The Giants are also fortunate enough to have one of the youngest, and most talented tight ends in the league, Jeremy Shockey, who can easily intimidate the opposition by making the first down signal after a three yard catch, even if he just dropped the last ball thrown to him. That is the kind of fortitude the team will need heading into the future. On the other side of the ball, the Giants boast several young talents all named Will - Will Allen, Will Peterson, and William Joseph - that have the potential to be the next generation of a tradition-based Giant defense. Plus, if you take the "son" off of "Peterson," then all of these guys have two first names, which is good news for a football player. Just ask Marcus Allen. And Lyle Alzado (minus the "zado").

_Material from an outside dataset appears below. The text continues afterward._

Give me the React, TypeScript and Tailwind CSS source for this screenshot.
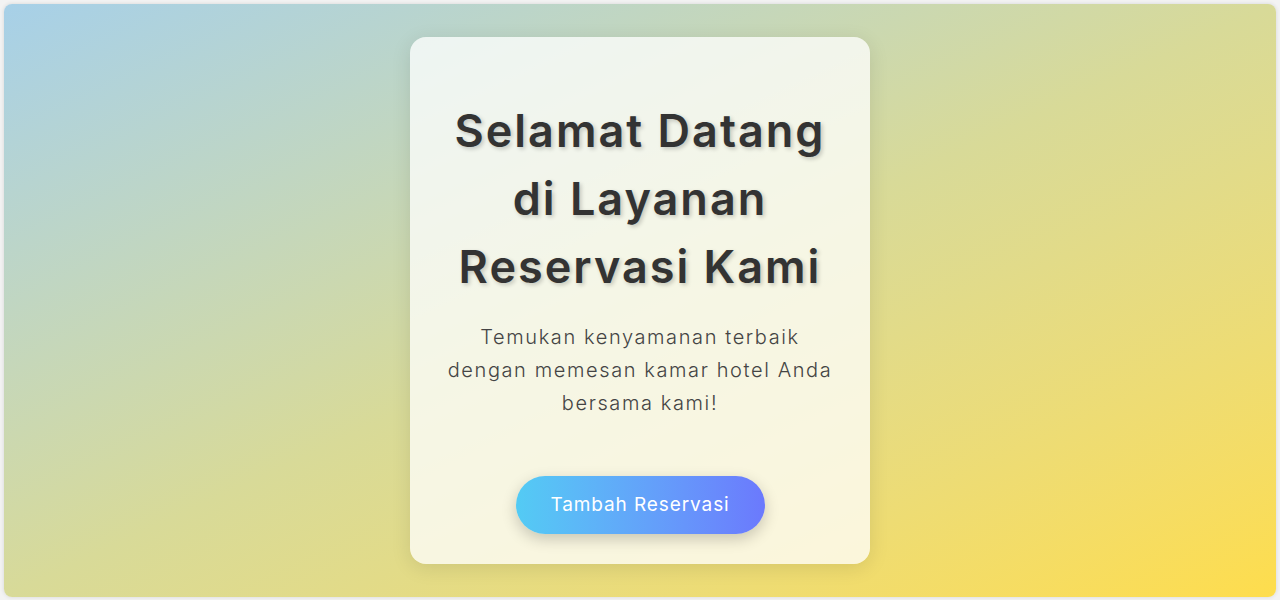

Which brings us to the present state of things. The Giants are in a transition period, which is to say that they're trying to transition from 4-12 to 12-4. But this can't happen overnight. In the middle of that transition there is a period called "what the heck is going on here?" and that is where the Giants are at right now. The core of this team in 2000 - Tiki Barber, Michael Strahan, Amani Toomer, etc. - are still hanging around waiting to collect their 401k. Plus the organization brought in Warner, who management thought would provide "a chance to win now," except "now" really meant "four years ago." And "now" the Giants are stuck in an ultra-tough division with no way out, unless they get to play the Redskins at home for the rest of the year.
So the bad news is that the Giants aren't that great. The good news is that I have them winning the Super Bowl in 2007. But the bad news is that I had the Colts winning the Super Bowl last year. But then again, I didn't have my telescope.